◆ Stated exercise ◆
State only the count of lines in the listing below that hold "screenshot".

◆ Data supplied ◆
▼
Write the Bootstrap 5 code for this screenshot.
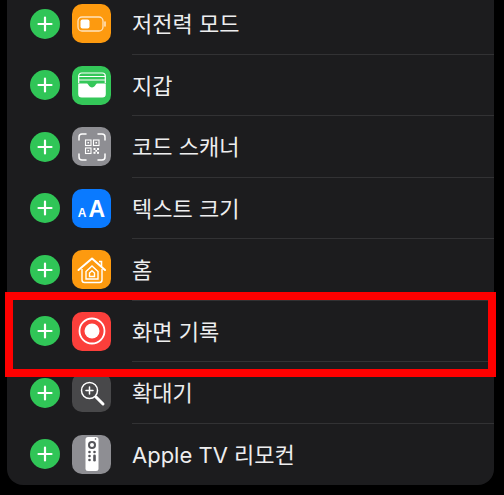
<!DOCTYPE html>
<html lang="ko">
<head>
<meta charset="utf-8">
<title>제어 센터</title>
<link href="https://cdn.jsdelivr.net/npm/bootstrap@5.3.0/dist/css/bootstrap.min.css" rel="stylesheet">
<style>
html,body{margin:0;height:495px;overflow:hidden;background:#000;}
.stage{position:relative;width:504px;height:495px;overflow:hidden;}
.sheet{margin:-7px 10px 0 7px;height:492px;background:#1c1c1e;border-radius:0 0 16px 16px;overflow:hidden;}
.entry{height:61.5px;padding-left:23px;}
.addbtn{width:30px;height:30px;border-radius:50%;background:#30c557;flex:none;margin-right:12px;display:flex;align-items:center;justify-content:center;}
.tile{width:39px;height:39px;border-radius:10px;flex:none;margin-right:21px;display:flex;align-items:center;justify-content:center;}
.tile svg{display:block;}
.orange{background:#fd9a0f;}
.green{background:#34c759;}
.gray{background:#8e8e93;}
.blue{background:#0a7aff;}
.red{background:#fb3f3b;}
.dark{background:#48484a;}
.label{flex:1;height:100%;display:flex;align-items:center;color:#eeeeef;font-family:Inter,"Noto Sans CJK KR","Liberation Sans",sans-serif;font-size:22px;font-weight:400;line-height:1;border-bottom:1px solid #323234;padding-top:2px;white-space:nowrap;}
.label.last{border-bottom:0;}
.aa{font-family:"Liberation Sans",sans-serif;font-weight:700;color:#fff;line-height:1;display:flex;align-items:baseline;gap:2px;padding-top:2px;}
.aa .s1{font-size:12px;}
.aa .s2{font-size:23px;}
.highlight{position:absolute;left:5px;top:292px;width:491px;height:85px;border:8px solid #fe0000;pointer-events:none;}
</style>
</head>
<body>
<div class="stage">
<div class="sheet">

<div class="entry d-flex align-items-center">
<span class="addbtn"><svg width="18" height="18" viewBox="0 0 18 18"><path d="M9 2.5v13M2.5 9h13" stroke="#fff" stroke-width="2.2" stroke-linecap="round"/></svg></span>
<span class="tile orange"><svg width="32" height="18" viewBox="0 0 32 18" fill="none"><rect x="2" y="2" width="25" height="14" rx="4" stroke="#ffe3bd" stroke-width="1.300"/><rect x="4.500" y="4.500" width="9" height="9" rx="2" fill="#fff"/><path d="M29 7v4" stroke="#ffe3bd" stroke-width="1.600" stroke-linecap="round"/></svg></span>
<div class="label">저전력 모드</div>
</div>

<div class="entry d-flex align-items-center">
<span class="addbtn"><svg width="18" height="18" viewBox="0 0 18 18"><path d="M9 2.5v13M2.5 9h13" stroke="#fff" stroke-width="2.2" stroke-linecap="round"/></svg></span>
<span class="tile green"><svg width="30" height="28" viewBox="0 0 30 28" fill="none"><path d="M1.700 12V5a3 3 0 0 1 3-3h20.600a3 3 0 0 1 3 3v7" stroke="#fff" stroke-width="1.200"/><path d="M1.700 5.500h26.600M1.700 9h26.600" stroke="#fff" stroke-width="1.200"/><path d="M1.200 12.500h8.300c1 0 1.500.6 2 1.500 .8 1.500 2.200 2.500 3.500 2.500s2.700-1 3.500-2.500c.5-.9 1-1.500 2-1.500h8.300V23a3.500 3.500 0 0 1-3.500 3.500H4.700A3.500 3.500 0 0 1 1.200 23z" fill="#fff"/></svg></span>
<div class="label">지갑</div>
</div>

<div class="entry d-flex align-items-center">
<span class="addbtn"><svg width="18" height="18" viewBox="0 0 18 18"><path d="M9 2.5v13M2.5 9h13" stroke="#fff" stroke-width="2.2" stroke-linecap="round"/></svg></span>
<span class="tile gray"><svg width="30" height="30" viewBox="0 0 30 30" fill="none" stroke="#fff"><path d="M2 8V5a3 3 0 0 1 3-3h4M21 2h4a3 3 0 0 1 3 3v3M28 22v3a3 3 0 0 1-3 3h-4M9 28H5a3 3 0 0 1-3-3v-3" stroke-width="1.500" stroke-linecap="round"/><g stroke-width="1.100"><rect x="8.500" y="8" width="5.500" height="5.500"/><rect x="16.500" y="8" width="5.500" height="5.500"/><rect x="8.500" y="16" width="5.500" height="5.500"/></g><g fill="#fff" stroke="none"><rect x="10.500" y="10" width="1.500" height="1.500"/><rect x="18.500" y="10" width="1.500" height="1.500"/><rect x="10.500" y="18" width="1.500" height="1.500"/><rect x="16.500" y="16" width="2" height="2"/><rect x="20" y="16" width="2" height="2"/><rect x="18.300" y="18" width="1.800" height="1.800"/><rect x="16.500" y="19.800" width="2" height="2"/><rect x="20" y="19.800" width="2" height="2"/></g></svg></span>
<div class="label">코드 스캐너</div>
</div>

<div class="entry d-flex align-items-center">
<span class="addbtn"><svg width="18" height="18" viewBox="0 0 18 18"><path d="M9 2.5v13M2.5 9h13" stroke="#fff" stroke-width="2.2" stroke-linecap="round"/></svg></span>
<span class="tile blue"><span class="aa"><span class="s1">A</span><span class="s2">A</span></span></span>
<div class="label">텍스트 크기</div>
</div>

<div class="entry d-flex align-items-center">
<span class="addbtn"><svg width="18" height="18" viewBox="0 0 18 18"><path d="M9 2.5v13M2.5 9h13" stroke="#fff" stroke-width="2.2" stroke-linecap="round"/></svg></span>
<span class="tile orange"><svg width="30" height="30" viewBox="0 0 30 30" fill="none" stroke="#fff" stroke-width="1.400"><path d="M1.500 15 15 3.500 28 15" stroke-width="2" stroke-linecap="round" stroke-linejoin="round"/><path d="M22 6.500h2.500v5" stroke-width="1.600"/><path d="M5 14v11a2.500 2.500 0 0 0 2.500 2.500h15A2.500 2.500 0 0 0 25 25V14"/><path d="M9 16.500 15 11l6 5.500V24H9z"/><path d="M12.500 18 15 15.800 17.500 18v3.500h-5z"/></svg></span>
<div class="label">홈</div>
</div>

<div class="entry d-flex align-items-center">
<span class="addbtn"><svg width="18" height="18" viewBox="0 0 18 18"><path d="M9 2.5v13M2.5 9h13" stroke="#fff" stroke-width="2.2" stroke-linecap="round"/></svg></span>
<span class="tile red"><svg width="30" height="30" viewBox="0 0 30 30" fill="none"><circle cx="15" cy="15" r="12.500" stroke="#fff" stroke-width="1.800"/><circle cx="15" cy="15" r="7.500" fill="#fff"/></svg></span>
<div class="label">화면 기록</div>
</div>

<div class="entry d-flex align-items-center">
<span class="addbtn"><svg width="18" height="18" viewBox="0 0 18 18"><path d="M9 2.5v13M2.5 9h13" stroke="#fff" stroke-width="2.2" stroke-linecap="round"/></svg></span>
<span class="tile dark"><svg width="28" height="28" viewBox="0 0 28 28" fill="none" stroke="#fff"><circle cx="11.500" cy="11.500" r="8" stroke-width="1.500"/><path d="M11.500 8v7M8 11.500h7" stroke-width="1.500" stroke-linecap="round"/><path d="M18 18l7 7" stroke-width="3" stroke-linecap="round"/></svg></span>
<div class="label">확대기</div>
</div>

<div class="entry d-flex align-items-center">
<span class="addbtn"><svg width="18" height="18" viewBox="0 0 18 18"><path d="M9 2.5v13M2.5 9h13" stroke="#fff" stroke-width="2.2" stroke-linecap="round"/></svg></span>
<span class="tile gray"><svg width="16" height="36" viewBox="0 0 16 36"><rect x="1.500" y="1" width="13" height="34" rx="2.500" fill="#fff"/><circle cx="8" cy="9" r="4" fill="#55555a"/><circle cx="8" cy="9" r="2" fill="#fff"/><g fill="#55555a"><circle cx="5.500" cy="16" r="1.300"/><circle cx="10.500" cy="16" r="1.300"/><circle cx="5.500" cy="20" r="1.300"/><circle cx="5.500" cy="24" r="1.300"/><rect x="9.200" y="18.500" width="2.600" height="7" rx="1.300"/><circle cx="11.500" cy="3" r=".8"/></g></svg></span>
<div class="label last">Apple TV 리모컨</div>
</div>

</div>
<div class="highlight"></div>
</div>
<script src="https://cdn.jsdelivr.net/npm/bootstrap@5.3.0/dist/js/bootstrap.bundle.min.js"></script>
</body>
</html>
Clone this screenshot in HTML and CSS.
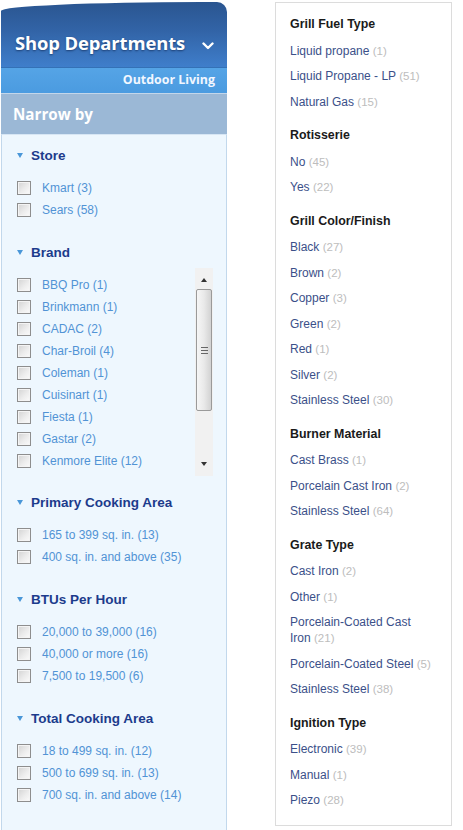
FILE: index.html
```html
<!DOCTYPE html>
<html>
<head>
<meta charset="utf-8">
<link rel="stylesheet" href="styles.css">
</head>
<body>
<div class="page">
  <aside class="nav">
    <div class="dept">
      <span class="dept-title">Shop Departments</span>
      <svg class="chev" width="12" height="8" viewBox="0 0 12 8"><path d="M1.5 1.5 L6 6 L10.5 1.5" stroke="#fff" stroke-width="2.4" fill="none" stroke-linecap="round" stroke-linejoin="round"/></svg>
    </div>
    <div class="crumb">Outdoor Living</div>
    <div class="narrow">Narrow by</div>
    <div class="facets">
      <section class="facet">
        <h3 class="facet-h"><span class="tri"></span>Store</h3>
        <ul class="opts">
          <li class="opt"><span class="cb"></span>Kmart (3)</li>
          <li class="opt"><span class="cb"></span>Sears (58)</li>
        </ul>
      </section>
      <section class="facet facet-brand">
        <h3 class="facet-h"><span class="tri"></span>Brand</h3>
        <div class="brandbox">
          <ul class="brandlist">
            <li class="opt"><span class="cb"></span>BBQ Pro (1)</li>
            <li class="opt"><span class="cb"></span>Brinkmann (1)</li>
            <li class="opt"><span class="cb"></span>CADAC (2)</li>
            <li class="opt"><span class="cb"></span>Char-Broil (4)</li>
            <li class="opt"><span class="cb"></span>Coleman (1)</li>
            <li class="opt"><span class="cb"></span>Cuisinart (1)</li>
            <li class="opt"><span class="cb"></span>Fiesta (1)</li>
            <li class="opt"><span class="cb"></span>Gastar (2)</li>
            <li class="opt"><span class="cb"></span>Kenmore Elite (12)</li>
            <li class="opt"><span class="cb"></span>Weber (8)</li>
          </ul>
          <div class="sb">
            <div class="sb-btn"><span class="arr-up"></span></div>
            <div class="sb-thumb"><span class="grip"></span><span class="grip"></span><span class="grip"></span></div>
            <div class="sb-track"></div>
            <div class="sb-btn"><span class="arr-down"></span></div>
          </div>
        </div>
      </section>
      <section class="facet">
        <h3 class="facet-h"><span class="tri"></span>Primary Cooking Area</h3>
        <ul class="opts">
          <li class="opt"><span class="cb"></span>165 to 399 sq. in. (13)</li>
          <li class="opt"><span class="cb"></span>400 sq. in. and above (35)</li>
        </ul>
      </section>
      <section class="facet">
        <h3 class="facet-h"><span class="tri"></span>BTUs Per Hour</h3>
        <ul class="opts">
          <li class="opt"><span class="cb"></span>20,000 to 39,000 (16)</li>
          <li class="opt"><span class="cb"></span>40,000 or more (16)</li>
          <li class="opt"><span class="cb"></span>7,500 to 19,500 (6)</li>
        </ul>
      </section>
      <section class="facet">
        <h3 class="facet-h"><span class="tri"></span>Total Cooking Area</h3>
        <ul class="opts">
          <li class="opt"><span class="cb"></span>18 to 499 sq. in. (12)</li>
          <li class="opt"><span class="cb"></span>500 to 699 sq. in. (13)</li>
          <li class="opt"><span class="cb"></span>700 sq. in. and above (14)</li>
        </ul>
      </section>
    </div>
  </aside>

  <div class="filters">
    <h4 class="fh first">Grill Fuel Type</h4>
    <div class="fo">Liquid propane <span class="cnt">(1)</span></div>
    <div class="fo">Liquid Propane - LP <span class="cnt">(51)</span></div>
    <div class="fo">Natural Gas <span class="cnt">(15)</span></div>

    <h4 class="fh">Rotisserie</h4>
    <div class="fo">No <span class="cnt">(45)</span></div>
    <div class="fo">Yes <span class="cnt">(22)</span></div>

    <h4 class="fh">Grill Color/Finish</h4>
    <div class="fo">Black <span class="cnt">(27)</span></div>
    <div class="fo">Brown <span class="cnt">(2)</span></div>
    <div class="fo">Copper <span class="cnt">(3)</span></div>
    <div class="fo">Green <span class="cnt">(2)</span></div>
    <div class="fo">Red <span class="cnt">(1)</span></div>
    <div class="fo">Silver <span class="cnt">(2)</span></div>
    <div class="fo">Stainless Steel <span class="cnt">(30)</span></div>

    <h4 class="fh">Burner Material</h4>
    <div class="fo">Cast Brass <span class="cnt">(1)</span></div>
    <div class="fo">Porcelain Cast Iron <span class="cnt">(2)</span></div>
    <div class="fo">Stainless Steel <span class="cnt">(64)</span></div>

    <h4 class="fh">Grate Type</h4>
    <div class="fo">Cast Iron <span class="cnt">(2)</span></div>
    <div class="fo">Other <span class="cnt">(1)</span></div>
    <div class="fo">Porcelain-Coated Cast Iron <span class="cnt">(21)</span></div>
    <div class="fo">Porcelain-Coated Steel <span class="cnt">(5)</span></div>
    <div class="fo">Stainless Steel <span class="cnt">(38)</span></div>

    <h4 class="fh">Ignition Type</h4>
    <div class="fo">Electronic <span class="cnt">(39)</span></div>
    <div class="fo">Manual <span class="cnt">(1)</span></div>
    <div class="fo">Piezo <span class="cnt">(28)</span></div>
  </div>
</div>
</body>
</html>
```

FILE: styles.css
```css
* { box-sizing: border-box; }
html, body { margin: 0; padding: 0; background: #fff; }
body { font-family: "Liberation Sans", Arial, sans-serif; overflow: hidden; height: 830px; }

.page { display: flex; align-items: flex-start; }

/* left navigation */
.nav {
  width: 226px;
  margin-left: 1px;
  margin-top: 2px;
  display: flex;
  flex-direction: column;
}
.dept {
  height: 65px;
  border-top-left-radius: 200px 9px;
  border-top-right-radius: 10px;
  background: linear-gradient(to bottom, #2a5590 0%, #3264a7 45%, #3f7ecb 100%);
  display: flex;
  align-items: center;
  padding: 16px 0 0 14px;
}
.dept-title {
  font-family: "Open Sans", "Liberation Sans", sans-serif;
  font-weight: 700;
  font-size: 18.4px;
  color: #fff;
  letter-spacing: -0.1px;
  text-shadow: 0 1px 2px rgba(10, 30, 70, 0.6);
}
.chev { margin-left: 17px; margin-top: 6px; }
.crumb {
  height: 26px;
  border-top: 1px solid #3471b6;
  background: linear-gradient(to bottom, #55a4e6, #4b9be0);
  font-family: "Open Sans", "Liberation Sans", sans-serif;
  font-weight: 700;
  font-size: 12.4px;
  color: #f2f7ff;
  text-align: right;
  padding-right: 12px;
  line-height: 24px;
}
.narrow {
  height: 41px;
  background: #9bb8d6;
  border-top: 1px solid #c3d6ea;
  font-family: "Open Sans", "Liberation Sans", sans-serif;
  font-weight: 700;
  font-size: 15.2px;
  color: #fff;
  padding-left: 12px;
  line-height: 41px;
}
.facets {
  height: 696px;
  background: #eef7fe;
  border-left: 1px solid #c2d8ec;
  border-right: 1px solid #c2d8ec;
  border-top: 1px solid #d7e6f4;
  padding: 11px 0 0 15px;
}
.facet { margin-bottom: 22px; }
.facet-brand { margin-bottom: 17px; }
.facet-h {
  margin: 0;
  height: 18px;
  display: flex;
  align-items: center;
  font-size: 13.5px;
  font-weight: 700;
  color: #1c3b8c;
}
.tri {
  width: 0; height: 0;
  border-left: 3.5px solid transparent;
  border-right: 3.5px solid transparent;
  border-top: 5px solid #4a97d8;
  margin-right: 8px;
  margin-top: 1px;
}
.opts, .brandlist { list-style: none; margin: 0; padding: 0; }
.opts { margin-top: 13px; }
.opt {
  height: 22px;
  display: flex;
  align-items: center;
  font-size: 12px;
  color: #5193d5;
  white-space: nowrap;
}
.cb {
  width: 14px; height: 14px;
  border: 1px solid #8e8e8e;
  background: linear-gradient(135deg, #d3d3d3 0%, #ececec 55%, #fbfbfb 100%);
  box-shadow: inset 0 0 0 1px #f4f4f4;
  margin-right: 11px;
  margin-top: -1px;
  flex: none;
}

.brandbox {
  margin-top: 7px;
  margin-left: -15px;
  height: 208px;
  display: flex;
}
.brandlist {
  width: 193px;
  padding: 6px 0 0 15px;
  overflow: hidden;
}
.sb {
  width: 18px;
  background: #f1f1f1;
  display: flex;
  flex-direction: column;
}
.sb-btn {
  height: 20px;
  display: flex;
  align-items: center;
  justify-content: center;
}
.arr-up, .arr-down {
  width: 0; height: 0;
  border-left: 3.5px solid transparent;
  border-right: 3.5px solid transparent;
}
.arr-up { border-bottom: 4px solid #333; margin-top: 3px; }
.arr-down { border-top: 4px solid #333; margin-bottom: 4px; }
.sb-thumb {
  height: 122px;
  margin: 1px 1px 0 1px;
  border: 1px solid #9a9a9a;
  border-radius: 2px;
  background: linear-gradient(to right, #f6f6f6 0%, #e9e9e9 50%, #d2d2d2 100%);
  display: flex;
  flex-direction: column;
  align-items: center;
  justify-content: center;
  gap: 2px;
}
.grip { width: 7px; height: 1px; background: #666; }
.sb-track { flex: 1; }

/* right filter box */
.filters {
  margin-left: 48px;
  margin-top: 2px;
  width: 177px;
  height: 824px;
  border: 1px solid #dcdcdc;
  padding: 13px 20px 0 14px;
  background: #fff;
}
.fh {
  margin: 17.5px 0 0;
  font-size: 12.4px;
  font-weight: 700;
  line-height: 16px;
  color: #1a1a1a;
}
.fh.first { margin-top: 0; }
.fo {
  margin-top: 9.5px;
  font-size: 12px;
  line-height: 16px;
  color: #3b5089;
}
.fh + .fo { margin-top: 10.5px; }
.cnt { color: #bdbdbd; font-size: 11.5px; }
```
▲
◆ Exercise result ◆
2